William Graham

No. 33
- Position: Safety

Personal information
- Born: September 27, 1959 (age 66) Silsbee, Texas, U.S.
- Listed height: 5 ft 11 in (1.80 m)
- Listed weight: 191 lb (87 kg)

Career information
- High school: Silsbee
- College: Texas
- NFL draft: 1982: 5th round, 127th overall pick

Career history
- Detroit Lions (1982–1987);

Career NFL statistics
- Interceptions: 6
- Sacks: 1
- Fumble recoveries: 6
- Stats at Pro Football Reference

= William Graham (American football) =

American football player (born 1959)

William Roger Graham (born September 27, 1959) is an American former professional football player who was a safety for six seasons with the Detroit Lions of the National Football League (NFL).
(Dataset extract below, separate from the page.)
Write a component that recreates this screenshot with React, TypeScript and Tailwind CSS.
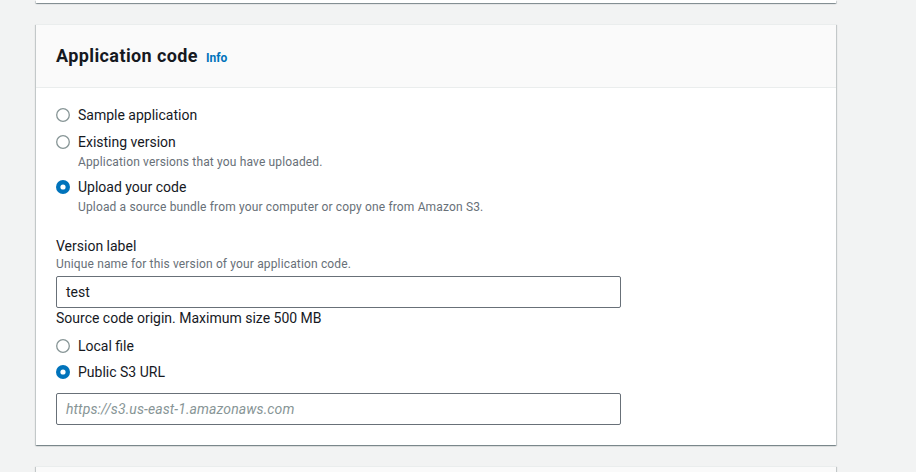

He played college football for the Texas Longhorns.

== Career ==
===Collegiate===
William Graham played defensive back at the University of Texas at Austin from 1979 to 1981. In 11 games with the Longhorns in 1980, he recorded four interceptions. In 11 games in 1981, he recorded seven more, tying the school record, leading the Southwest Conference and tied for third in the nation. His 11 career interceptions were fourth all-time at Texas.

=== Professional ===
Graham was selected in the fifth round by the Detroit Lions in the 1982 NFL draft. He played in seven games his rookie season, then fourteen (all but the first two, and all as a starter) in 1983 during which he recovered three fumbles as a free safety. In 1984, he started 13 of 14 games (missing two in late October due to an injury), recorded his first career interception in a Thanksgiving victory over Green Bay in week 13, and two more interceptions off former Lions quarterback Greg Landry in a season-finale loss to the Chicago Bears. In 1985, Graham started in all 16 games for the only time in his career. He again recorded three interceptions (including two in a week-11 victory over the Minnesota Vikings) and his only career sack. In 1987, Graham was no longer a starter, though he appeared in all 16 games and was used occasionally as a kickoff returner (three returns for 72 yards). He appeared in just two games in 1988, and was released at the end of the season. He is one of 16 players in Lions history with two or more multiple-interception games.